◆ GIVEN TASK ◆
Images do not belong in the copy. Retype all the entries below exactly.
(begin)
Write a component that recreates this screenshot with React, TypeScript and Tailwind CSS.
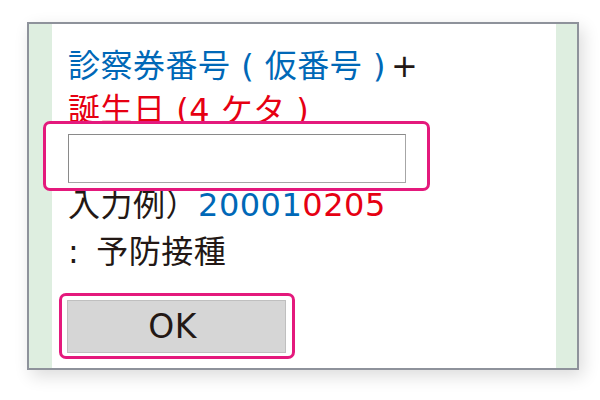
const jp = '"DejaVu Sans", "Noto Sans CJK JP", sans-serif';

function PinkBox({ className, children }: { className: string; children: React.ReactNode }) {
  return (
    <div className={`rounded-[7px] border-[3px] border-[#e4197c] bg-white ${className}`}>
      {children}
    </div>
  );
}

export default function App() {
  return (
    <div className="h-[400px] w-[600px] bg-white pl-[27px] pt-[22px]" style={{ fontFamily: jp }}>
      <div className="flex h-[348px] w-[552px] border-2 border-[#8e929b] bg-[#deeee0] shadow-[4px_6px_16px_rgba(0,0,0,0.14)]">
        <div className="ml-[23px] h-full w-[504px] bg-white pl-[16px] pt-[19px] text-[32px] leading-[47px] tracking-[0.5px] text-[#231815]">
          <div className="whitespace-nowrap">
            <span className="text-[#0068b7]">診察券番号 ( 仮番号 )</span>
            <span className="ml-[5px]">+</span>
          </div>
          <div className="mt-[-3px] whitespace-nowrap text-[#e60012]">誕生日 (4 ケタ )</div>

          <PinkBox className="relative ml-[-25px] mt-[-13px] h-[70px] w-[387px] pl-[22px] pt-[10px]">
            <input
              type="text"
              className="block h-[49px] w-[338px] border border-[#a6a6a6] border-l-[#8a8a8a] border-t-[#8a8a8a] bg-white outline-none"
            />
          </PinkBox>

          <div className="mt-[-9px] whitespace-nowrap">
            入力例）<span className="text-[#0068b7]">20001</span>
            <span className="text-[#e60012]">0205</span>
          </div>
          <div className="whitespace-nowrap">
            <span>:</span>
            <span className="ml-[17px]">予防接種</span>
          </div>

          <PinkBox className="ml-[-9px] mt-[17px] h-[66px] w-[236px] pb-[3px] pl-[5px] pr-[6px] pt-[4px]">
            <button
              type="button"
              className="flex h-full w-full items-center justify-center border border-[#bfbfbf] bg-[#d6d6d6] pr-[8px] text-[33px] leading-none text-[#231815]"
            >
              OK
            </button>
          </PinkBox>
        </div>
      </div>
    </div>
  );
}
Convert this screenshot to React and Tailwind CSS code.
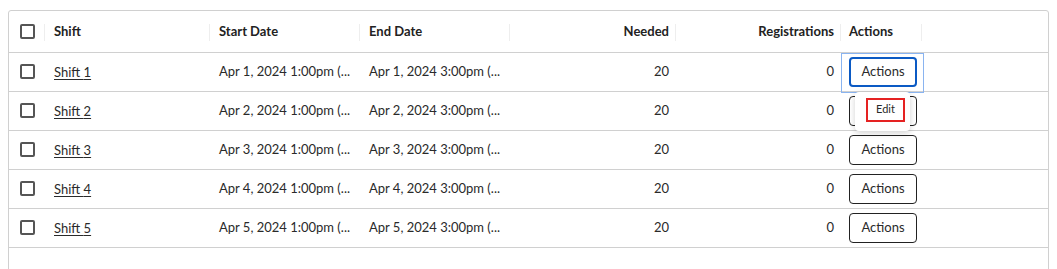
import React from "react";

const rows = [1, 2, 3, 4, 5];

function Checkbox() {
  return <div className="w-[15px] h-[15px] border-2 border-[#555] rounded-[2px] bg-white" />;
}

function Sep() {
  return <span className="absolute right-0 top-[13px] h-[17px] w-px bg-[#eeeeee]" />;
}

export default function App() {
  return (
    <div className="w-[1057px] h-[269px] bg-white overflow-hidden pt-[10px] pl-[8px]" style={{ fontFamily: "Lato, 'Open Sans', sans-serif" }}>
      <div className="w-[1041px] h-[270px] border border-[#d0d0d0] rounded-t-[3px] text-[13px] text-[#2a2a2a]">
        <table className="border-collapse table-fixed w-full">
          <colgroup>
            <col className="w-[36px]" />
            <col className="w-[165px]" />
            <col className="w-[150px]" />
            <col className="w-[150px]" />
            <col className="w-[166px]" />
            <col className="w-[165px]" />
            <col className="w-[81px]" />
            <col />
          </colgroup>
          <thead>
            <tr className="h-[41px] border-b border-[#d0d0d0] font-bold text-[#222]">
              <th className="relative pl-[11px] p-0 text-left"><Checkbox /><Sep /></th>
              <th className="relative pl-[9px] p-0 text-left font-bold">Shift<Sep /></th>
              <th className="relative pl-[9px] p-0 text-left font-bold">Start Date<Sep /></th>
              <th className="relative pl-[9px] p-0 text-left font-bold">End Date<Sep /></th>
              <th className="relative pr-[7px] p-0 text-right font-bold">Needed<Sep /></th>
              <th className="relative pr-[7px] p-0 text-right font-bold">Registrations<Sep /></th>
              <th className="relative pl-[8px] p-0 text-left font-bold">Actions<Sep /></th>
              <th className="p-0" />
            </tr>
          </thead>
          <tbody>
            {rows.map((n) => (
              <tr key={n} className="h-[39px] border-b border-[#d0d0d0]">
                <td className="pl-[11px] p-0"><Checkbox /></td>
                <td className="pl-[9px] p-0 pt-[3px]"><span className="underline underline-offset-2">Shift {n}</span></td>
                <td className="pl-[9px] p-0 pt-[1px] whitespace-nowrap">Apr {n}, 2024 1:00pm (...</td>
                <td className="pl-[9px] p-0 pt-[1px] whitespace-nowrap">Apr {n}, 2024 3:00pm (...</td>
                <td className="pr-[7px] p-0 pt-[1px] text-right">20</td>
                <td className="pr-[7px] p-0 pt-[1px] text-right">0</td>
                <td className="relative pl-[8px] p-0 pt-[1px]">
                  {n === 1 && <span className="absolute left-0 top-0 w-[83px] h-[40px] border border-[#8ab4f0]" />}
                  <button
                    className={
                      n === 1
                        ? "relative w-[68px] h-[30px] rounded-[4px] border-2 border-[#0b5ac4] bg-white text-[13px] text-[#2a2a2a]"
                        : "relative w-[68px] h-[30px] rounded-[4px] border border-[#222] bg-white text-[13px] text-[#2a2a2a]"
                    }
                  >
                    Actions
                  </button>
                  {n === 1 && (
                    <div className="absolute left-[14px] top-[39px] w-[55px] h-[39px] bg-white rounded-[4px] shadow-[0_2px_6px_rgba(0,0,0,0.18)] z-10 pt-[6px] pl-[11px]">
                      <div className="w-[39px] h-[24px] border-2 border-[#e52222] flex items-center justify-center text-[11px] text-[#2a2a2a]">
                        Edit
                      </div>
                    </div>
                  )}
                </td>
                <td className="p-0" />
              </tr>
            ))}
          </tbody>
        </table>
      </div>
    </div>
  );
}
(end)
◆ RESPONSE TO THE EXERCISE ◆
Write a component that recreates this screenshot with React, TypeScript and Tailwind CSS.
const jp = '"DejaVu Sans", "Noto Sans CJK JP", sans-serif';

function PinkBox({ className, children }: { className: string; children: React.ReactNode }) {
  return (
    <div className={`rounded-[7px] border-[3px] border-[#e4197c] bg-white ${className}`}>
      {children}
    </div>
  );
}

export default function App() {
  return (
    <div className="h-[400px] w-[600px] bg-white pl-[27px] pt-[22px]" style={{ fontFamily: jp }}>
      <div className="flex h-[348px] w-[552px] border-2 border-[#8e929b] bg-[#deeee0] shadow-[4px_6px_16px_rgba(0,0,0,0.14)]">
        <div className="ml-[23px] h-full w-[504px] bg-white pl-[16px] pt-[19px] text-[32px] leading-[47px] tracking-[0.5px] text-[#231815]">
          <div className="whitespace-nowrap">
            <span className="text-[#0068b7]">診察券番号 ( 仮番号 )</span>
            <span className="ml-[5px]">+</span>
          </div>
          <div className="mt-[-3px] whitespace-nowrap text-[#e60012]">誕生日 (4 ケタ )</div>

          <PinkBox className="relative ml-[-25px] mt-[-13px] h-[70px] w-[387px] pl-[22px] pt-[10px]">
            <input
              type="text"
              className="block h-[49px] w-[338px] border border-[#a6a6a6] border-l-[#8a8a8a] border-t-[#8a8a8a] bg-white outline-none"
            />
          </PinkBox>

          <div className="mt-[-9px] whitespace-nowrap">
            入力例）<span className="text-[#0068b7]">20001</span>
            <span className="text-[#e60012]">0205</span>
          </div>
          <div className="whitespace-nowrap">
            <span>:</span>
            <span className="ml-[17px]">予防接種</span>
          </div>

          <PinkBox className="ml-[-9px] mt-[17px] h-[66px] w-[236px] pb-[3px] pl-[5px] pr-[6px] pt-[4px]">
            <button
              type="button"
              className="flex h-full w-full items-center justify-center border border-[#bfbfbf] bg-[#d6d6d6] pr-[8px] text-[33px] leading-none text-[#231815]"
            >
              OK
            </button>
          </PinkBox>
        </div>
      </div>
    </div>
  );
}
Convert this screenshot to React and Tailwind CSS code.
import React from "react";

const rows = [1, 2, 3, 4, 5];

function Checkbox() {
  return <div className="w-[15px] h-[15px] border-2 border-[#555] rounded-[2px] bg-white" />;
}

function Sep() {
  return <span className="absolute right-0 top-[13px] h-[17px] w-px bg-[#eeeeee]" />;
}

export default function App() {
  return (
    <div className="w-[1057px] h-[269px] bg-white overflow-hidden pt-[10px] pl-[8px]" style={{ fontFamily: "Lato, 'Open Sans', sans-serif" }}>
      <div className="w-[1041px] h-[270px] border border-[#d0d0d0] rounded-t-[3px] text-[13px] text-[#2a2a2a]">
        <table className="border-collapse table-fixed w-full">
          <colgroup>
            <col className="w-[36px]" />
            <col className="w-[165px]" />
            <col className="w-[150px]" />
            <col className="w-[150px]" />
            <col className="w-[166px]" />
            <col className="w-[165px]" />
            <col className="w-[81px]" />
            <col />
          </colgroup>
          <thead>
            <tr className="h-[41px] border-b border-[#d0d0d0] font-bold text-[#222]">
              <th className="relative pl-[11px] p-0 text-left"><Checkbox /><Sep /></th>
              <th className="relative pl-[9px] p-0 text-left font-bold">Shift<Sep /></th>
              <th className="relative pl-[9px] p-0 text-left font-bold">Start Date<Sep /></th>
              <th className="relative pl-[9px] p-0 text-left font-bold">End Date<Sep /></th>
              <th className="relative pr-[7px] p-0 text-right font-bold">Needed<Sep /></th>
              <th className="relative pr-[7px] p-0 text-right font-bold">Registrations<Sep /></th>
              <th className="relative pl-[8px] p-0 text-left font-bold">Actions<Sep /></th>
              <th className="p-0" />
            </tr>
          </thead>
          <tbody>
            {rows.map((n) => (
              <tr key={n} className="h-[39px] border-b border-[#d0d0d0]">
                <td className="pl-[11px] p-0"><Checkbox /></td>
                <td className="pl-[9px] p-0 pt-[3px]"><span className="underline underline-offset-2">Shift {n}</span></td>
                <td className="pl-[9px] p-0 pt-[1px] whitespace-nowrap">Apr {n}, 2024 1:00pm (...</td>
                <td className="pl-[9px] p-0 pt-[1px] whitespace-nowrap">Apr {n}, 2024 3:00pm (...</td>
                <td className="pr-[7px] p-0 pt-[1px] text-right">20</td>
                <td className="pr-[7px] p-0 pt-[1px] text-right">0</td>
                <td className="relative pl-[8px] p-0 pt-[1px]">
                  {n === 1 && <span className="absolute left-0 top-0 w-[83px] h-[40px] border border-[#8ab4f0]" />}
                  <button
                    className={
                      n === 1
                        ? "relative w-[68px] h-[30px] rounded-[4px] border-2 border-[#0b5ac4] bg-white text-[13px] text-[#2a2a2a]"
                        : "relative w-[68px] h-[30px] rounded-[4px] border border-[#222] bg-white text-[13px] text-[#2a2a2a]"
                    }
                  >
                    Actions
                  </button>
                  {n === 1 && (
                    <div className="absolute left-[14px] top-[39px] w-[55px] h-[39px] bg-white rounded-[4px] shadow-[0_2px_6px_rgba(0,0,0,0.18)] z-10 pt-[6px] pl-[11px]">
                      <div className="w-[39px] h-[24px] border-2 border-[#e52222] flex items-center justify-center text-[11px] text-[#2a2a2a]">
                        Edit
                      </div>
                    </div>
                  )}
                </td>
                <td className="p-0" />
              </tr>
            ))}
          </tbody>
        </table>
      </div>
    </div>
  );
}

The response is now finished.